Sin stocks like Diageo (LSE: DGE) (NYSE: DEO.US) and SABMiller (LSE: SAB) have a long history of outperforming the market and delivering above-average shareholder returns.
In this article, I’m going to compare Diageo and SABMiller, along with Irn Bru maker A.G. Barr (LSE: BAG), to see which looks the better buy in today’s market.
1. Profit and dividend growth
How fast have earnings per share (eps) and dividend risen at each firm over the last five years?
Diageo |
SABMiller |
AG Barr |
|
5-year average eps growth |
7.7% |
6.5% |
5.9% |
5-year average dividend growth |
6.3% |
9.1% |
7.4% |
There are some slight differences, but the picture is clear: earnings growth has been significantly above inflation, and shareholders have enjoyed a dividend income that’s risen in real terms.
2. How profitable?
All three of these companies trade at a premium valuation, and have done for many years. One of the main reasons for this is that they are very profitable, as these figures show:
2014/15 |
Diageo |
SABMiller |
AG Barr |
Operating margin |
22.8% |
20.5% |
16.1% |
Return on capital employed |
11.1% |
10.9% |
21.1% |
The differences here are interesting: while Diageo and SABMiller both boast superior operating margins, Barr’s superior return on capital employed (ROCE) suggests it may ultimately be a better business for shareholders. ROCE measures the return on shareholder fund and debts generated by a business. A return in excess of 20% is impressive.
3. What’s next?
We’ve seen how these three drinks firms have performed over the last five years, but what about the future?
Currency headwinds and slowing emerging market growth have impacted on Diageo and SABMiller’s performance, while Barr’s UK focus has helped it maintain momentum as our economy has started to recover.
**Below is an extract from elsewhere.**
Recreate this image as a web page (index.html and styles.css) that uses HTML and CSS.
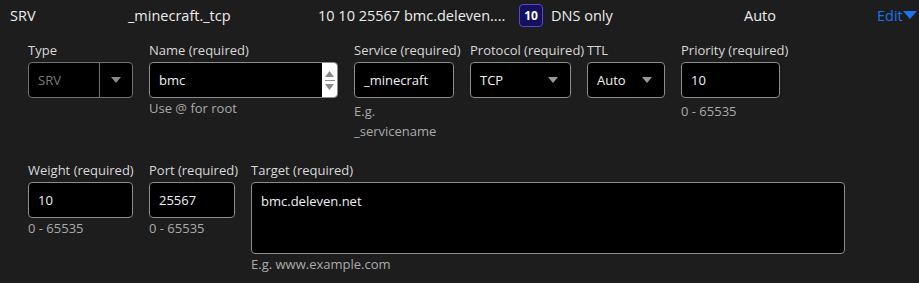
FILE: index.html
```html
<!DOCTYPE html>
<html lang="en">
<head>
  <meta charset="UTF-8" />
  <title>DNS record - SRV</title>
  <link rel="stylesheet" href="styles.css">
</head>
<body>
  <div class="record">
    <div class="summary">
      <span class="col-type">SRV</span>
      <span class="col-name">_minecraft._tcp</span>
      <span class="col-content">10 10 25567 bmc.deleven....</span>
      <span class="col-proxy"><span class="badge">10</span>DNS only</span>
      <span class="col-ttl">Auto</span>
      <a class="edit" href="#">Edit<svg width="14" height="9" viewBox="0 0 14 9"><path d="M0 0h14L7 8z" fill="#1a73f0"/></svg></a>
    </div>

    <form class="editor">
      <div class="row">
        <div class="field w-type">
          <label>Type</label>
          <div class="select disabled"><span>SRV</span><i class="split"></i><b class="caret"></b></div>
        </div>
        <div class="field w-name">
          <label>Name (required)</label>
          <div class="input spin">
            <span>bmc</span>
            <div class="spinner">
              <svg width="9" height="6" viewBox="0 0 9 6"><path d="M4.5 0L9 6H0z" fill="#8a8a8a"/></svg>
              <i></i>
              <svg width="9" height="6" viewBox="0 0 9 6"><path d="M0 0h9L4.5 6z" fill="#8a8a8a"/></svg>
            </div>
          </div>
          <p class="hint tight">Use @ for root</p>
        </div>
        <div class="field w-service">
          <label>Service (required)</label>
          <div class="input"><span>_minecraft</span></div>
          <p class="hint">E.g.<br>_servicename</p>
        </div>
        <div class="field w-proto">
          <label>Protocol (required)</label>
          <div class="select"><span>TCP</span><b class="caret"></b></div>
        </div>
        <div class="field w-ttl">
          <label>TTL</label>
          <div class="select"><span>Auto</span><b class="caret"></b></div>
        </div>
        <div class="field w-prio">
          <label>Priority (required)</label>
          <div class="input"><span>10</span></div>
          <p class="hint">0 - 65535</p>
        </div>
      </div>

      <div class="row">
        <div class="field w-type">
          <label>Weight (required)</label>
          <div class="input"><span>10</span></div>
          <p class="hint tight">0 - 65535</p>
        </div>
        <div class="field w-port">
          <label>Port (required)</label>
          <div class="input"><span>25567</span></div>
          <p class="hint tight">0 - 65535</p>
        </div>
        <div class="field w-target">
          <label>Target (required)</label>
          <div class="input area"><span>bmc.deleven.net</span></div>
          <p class="hint tight">E.g. www.example.com</p>
        </div>
      </div>
    </form>
  </div>
</body>
</html>
```

FILE: styles.css
```css
* {
  margin: 0;
  padding: 0;
  box-sizing: border-box;
}

body {
  background: #1d1d1d;
  color: #e6e6e6;
  font-family: "Open Sans", "Noto Sans", sans-serif;
  font-size: 13px;
}

.summary {
  display: flex;
  align-items: center;
  height: 30px;
  padding-left: 10px;
  font-size: 14.5px;
  color: #ececec;
}

.col-type { width: 118px; }
.col-name { width: 190px; }
.col-content { width: 201px; white-space: nowrap; overflow: hidden; }
.col-proxy { width: 225px; display: flex; align-items: center; }
.col-ttl { width: 133px; }

.badge {
  display: inline-flex;
  align-items: center;
  justify-content: center;
  width: 24px;
  height: 23px;
  margin-right: 8px;
  border: 1px solid #5547d6;
  border-radius: 4px;
  background: #14105c;
  color: #fff;
  font-size: 12px;
  font-weight: 700;
}

.edit {
  display: flex;
  align-items: center;
  color: #1a73f0;
  text-decoration: none;
}

.editor {
  padding: 11px 0 0 28px;
}

.row {
  display: flex;
  gap: 16px;
  margin-bottom: 20px;
}

.field label {
  display: block;
  height: 20px;
  white-space: nowrap;
  color: #d8d8d8;
}

.w-type { width: 105px; }
.w-name { width: 189px; }
.w-service { width: 100px; }
.w-proto { width: 101px; }
.w-ttl { width: 78px; }
.w-prio { width: 99px; }
.w-port { width: 86px; }
.w-target { width: 594px; }

.input, .select {
  display: flex;
  align-items: center;
  height: 36px;
  margin-top: 1px;
  padding-left: 9px;
  background: #000;
  border: 1px solid #8c8c8c;
  border-radius: 4px;
  color: #f0f0f0;
  position: relative;
}

.input.area {
  height: 72px;
  align-items: flex-start;
  padding-top: 9px;
}

.spin { padding-right: 0; }
.spin span { flex: 1; }

.spinner {
  width: 15px;
  height: 34px;
  background: #fff;
  display: flex;
  flex-direction: column;
  align-items: center;
  justify-content: center;
  gap: 3px;
  border-radius: 0 3px 3px 0;
}

.spinner i {
  display: block;
  width: 10px;
  height: 1px;
  background: #8a8a8a;
}

.select span { flex: 1; }

.select.disabled {
  border-color: #707070;
  color: #7a7a7a;
  padding-right: 0;
}

.split {
  width: 1px;
  height: 34px;
  background: #707070;
  margin-right: 11px;
}

.caret {
  width: 0;
  height: 0;
  border-left: 5px solid transparent;
  border-right: 5px solid transparent;
  border-top: 6px solid #9a9a9a;
  margin-right: 12px;
}

.select.disabled .caret {
  border-top-color: #8a8a8a;
  margin-right: 11px;
}

.hint {
  margin-top: 3px;
  line-height: 20px;
  color: #aaaaaa;
}

.hint.tight {
  margin-top: 0;
}
```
These trends look likely to continue over the next two years, based on the latest City forecasts:
Diageo |
SABMiller |
AG Barr |
|
2015/16 forecast eps growth |
-7.5% |
+6.3% |
+9.5% |
2016/17 forecast eps growth |
+9.1% |
+4.4% |
+7.4% |
I remain bullish on Barr: although the firm warned this week that price deflation in the UK could put pressure on revenue growth, I don’t believe this will derail Barr’s attractive long-term story.
Today’s best buy
Barr has one other advantage over its two larger peers — it has net cash, whereas both SABMiller and Diageo are burdened with high levels of debt. These firms’ high profit margins have meant that this hasn’t been a problem historically, but it is an additional risk.
All three companies trade on a forecast P/E of about 20 and offer prospective yields of between 2% and 3% — these aren’t cheap stocks.
However, I believe that all three should continue to deliver solid returns for investors, thanks to their strong brands and the sticky nature of their products — people are loyal to their favoured drinks.